Naquele ano, a  significativa mudança na Câmara dos Deputados, que passou de uma representatividade feminina de 10% para 15%, impulsionada principalmente pela eleição de parlamentares de partidos de direita e extrema direita, chamou sua atenção e foi um dos pontos de partida de sua pesquisa

Galetti investigou os afetos e motivações que permeiam a aversão à agenda feminista entre as parlamentares desse campo, considerando diversos recortes sociais, como classe, raça, grau de instrução e relação com a política. Seu objetivo era compreender como essas mulheres se apoiam em discursos que, paradoxalmente, prejudicam seus próprios direitos.

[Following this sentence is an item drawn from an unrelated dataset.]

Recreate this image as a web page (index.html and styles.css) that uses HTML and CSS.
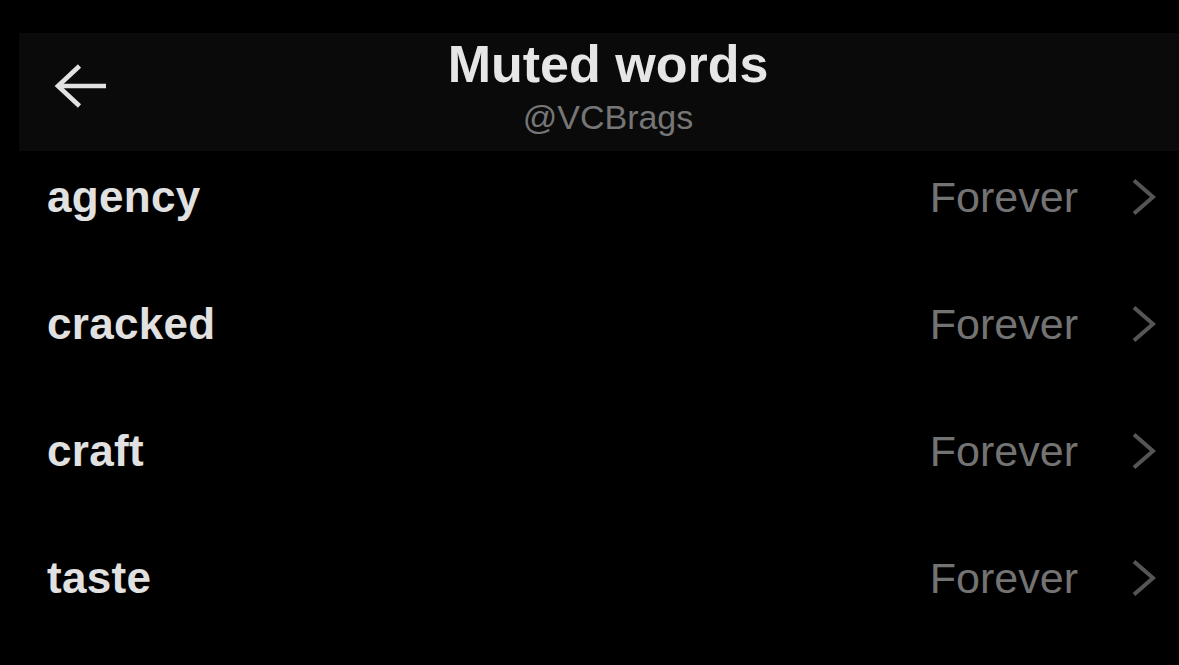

No último pleito, o número de parlamentares mulheres também aumentou. Atualmente, a Câmara é composta por 90 deputadas e 423 deputados federais. O PL tem a maior bancada com 99 cadeiras, seguido da bancada PT-PV-PC do B com 81, segundo dados do Tribunal Superior Eleitoral (TSE)

Em entrevista ao Catarinas, a socióloga destaca que é importante estudar movimentos antidemocráticos e avalia como a presença de mulheres é usada em projetos que vão contra os direitos das próprias mulheres, como é o caso do PL 1904 assinado por 12 parlamentares. Além disso, ela chama a atenção para a necessidade de partidos progressistas formarem mais quadros femininos e progressistas.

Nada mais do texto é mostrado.